→ **GOAL**
Write out the listing below in full and exactly, leaving out every picture.

→ **RAW DATA**

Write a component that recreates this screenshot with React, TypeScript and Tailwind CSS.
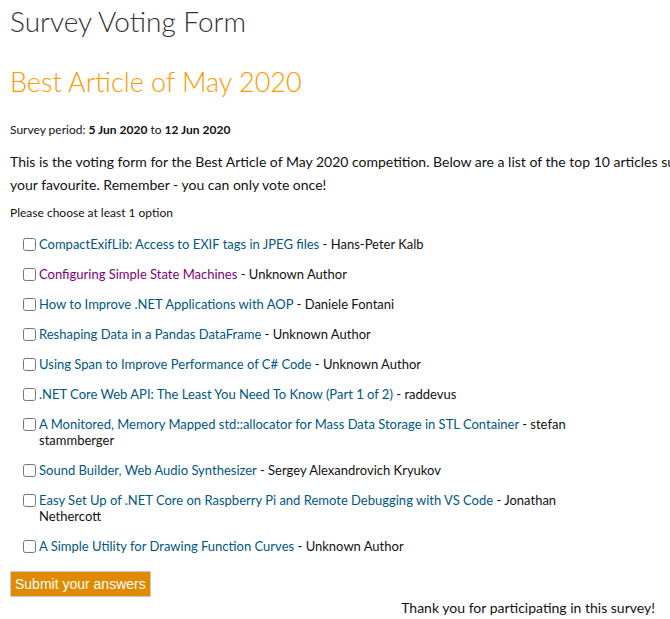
const articles: { title: string; author: string; visited?: boolean }[] = [
  { title: "CompactExifLib: Access to EXIF tags in JPEG files", author: "Hans-Peter Kalb" },
  { title: "Configuring Simple State Machines", author: "Unknown Author", visited: true },
  { title: "How to Improve .NET Applications with AOP", author: "Daniele Fontani" },
  { title: "Reshaping Data in a Pandas DataFrame", author: "Unknown Author" },
  { title: "Using Span to Improve Performance of C# Code", author: "Unknown Author" },
  { title: ".NET Core Web API: The Least You Need To Know (Part 1 of 2)", author: "raddevus" },
  { title: "A Monitored, Memory Mapped std::allocator for Mass Data Storage in STL Container", author: "stefan stammberger" },
  { title: "Sound Builder, Web Audio Synthesizer", author: "Sergey Alexandrovich Kryukov" },
  { title: "Easy Set Up of .NET Core on Raspberry Pi and Remote Debugging with VS Code", author: "Jonathan Nethercott" },
  { title: "A Simple Utility for Drawing Function Curves", author: "Unknown Author" },
];

export default function App() {
  return (
    <div className="w-[760px] pl-[10px] text-[#111] font-['Lato',sans-serif]">
      <h1 className="pt-[4px] text-[28px] leading-[34px] font-light text-[#333]">Survey Voting Form</h1>
      <h2 className="mt-[27px] text-[27px] leading-[34px] font-light text-[#ff9900]">Best Article of May 2020</h2>
      <p className="mt-[22px] text-[12px] leading-[18px]">
        Survey period: <b>5 Jun 2020</b> to <b>12 Jun 2020</b>
      </p>
      <p className="mt-[11px] whitespace-nowrap text-[14px] leading-[23px]">
        This is the voting form for the Best Article of May 2020 competition. Below are a list of the top 10 articles submitted. Please select
        <br />
        your favourite. Remember - you can only vote once!
      </p>
      <p className="mt-[8px] text-[12px] leading-[18px]">Please choose at least 1 option</p>

      <ul className="mt-[14px] w-[565px] pl-[13px] flex flex-col gap-[14px]">
        {articles.map((a, i) => (
          <li key={i} className="flex items-start gap-[3px] text-[13px] leading-[16px]">
            <input type="checkbox" className="mt-[2px] w-[13px] h-[13px] shrink-0" />
            <span>
              <a href="#" className={a.visited ? "text-[#800080]" : "text-[#005782]"}>{a.title}</a> - {a.author}
            </span>
          </li>
        ))}
      </ul>

      <button className="mt-[17px] h-[26px] px-[4px] bg-[#e08a00] border border-[#ccc] text-white text-[14px] font-['Liberation_Sans',sans-serif]">
        Submit your answers
      </button>
      <div className="w-[645px] text-right text-[14px] leading-[18px] mt-[2px]">Thank you for participating in this survey!</div>
    </div>
  );
}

→ **TASK RESPONSE**
Write a component that recreates this screenshot with React, TypeScript and Tailwind CSS.
const articles: { title: string; author: string; visited?: boolean }[] = [
  { title: "CompactExifLib: Access to EXIF tags in JPEG files", author: "Hans-Peter Kalb" },
  { title: "Configuring Simple State Machines", author: "Unknown Author", visited: true },
  { title: "How to Improve .NET Applications with AOP", author: "Daniele Fontani" },
  { title: "Reshaping Data in a Pandas DataFrame", author: "Unknown Author" },
  { title: "Using Span to Improve Performance of C# Code", author: "Unknown Author" },
  { title: ".NET Core Web API: The Least You Need To Know (Part 1 of 2)", author: "raddevus" },
  { title: "A Monitored, Memory Mapped std::allocator for Mass Data Storage in STL Container", author: "stefan stammberger" },
  { title: "Sound Builder, Web Audio Synthesizer", author: "Sergey Alexandrovich Kryukov" },
  { title: "Easy Set Up of .NET Core on Raspberry Pi and Remote Debugging with VS Code", author: "Jonathan Nethercott" },
  { title: "A Simple Utility for Drawing Function Curves", author: "Unknown Author" },
];

export default function App() {
  return (
    <div className="w-[760px] pl-[10px] text-[#111] font-['Lato',sans-serif]">
      <h1 className="pt-[4px] text-[28px] leading-[34px] font-light text-[#333]">Survey Voting Form</h1>
      <h2 className="mt-[27px] text-[27px] leading-[34px] font-light text-[#ff9900]">Best Article of May 2020</h2>
      <p className="mt-[22px] text-[12px] leading-[18px]">
        Survey period: <b>5 Jun 2020</b> to <b>12 Jun 2020</b>
      </p>
      <p className="mt-[11px] whitespace-nowrap text-[14px] leading-[23px]">
        This is the voting form for the Best Article of May 2020 competition. Below are a list of the top 10 articles submitted. Please select
        <br />
        your favourite. Remember - you can only vote once!
      </p>
      <p className="mt-[8px] text-[12px] leading-[18px]">Please choose at least 1 option</p>

      <ul className="mt-[14px] w-[565px] pl-[13px] flex flex-col gap-[14px]">
        {articles.map((a, i) => (
          <li key={i} className="flex items-start gap-[3px] text-[13px] leading-[16px]">
            <input type="checkbox" className="mt-[2px] w-[13px] h-[13px] shrink-0" />
            <span>
              <a href="#" className={a.visited ? "text-[#800080]" : "text-[#005782]"}>{a.title}</a> - {a.author}
            </span>
          </li>
        ))}
      </ul>

      <button className="mt-[17px] h-[26px] px-[4px] bg-[#e08a00] border border-[#ccc] text-white text-[14px] font-['Liberation_Sans',sans-serif]">
        Submit your answers
      </button>
      <div className="w-[645px] text-right text-[14px] leading-[18px] mt-[2px]">Thank you for participating in this survey!</div>
    </div>
  );
}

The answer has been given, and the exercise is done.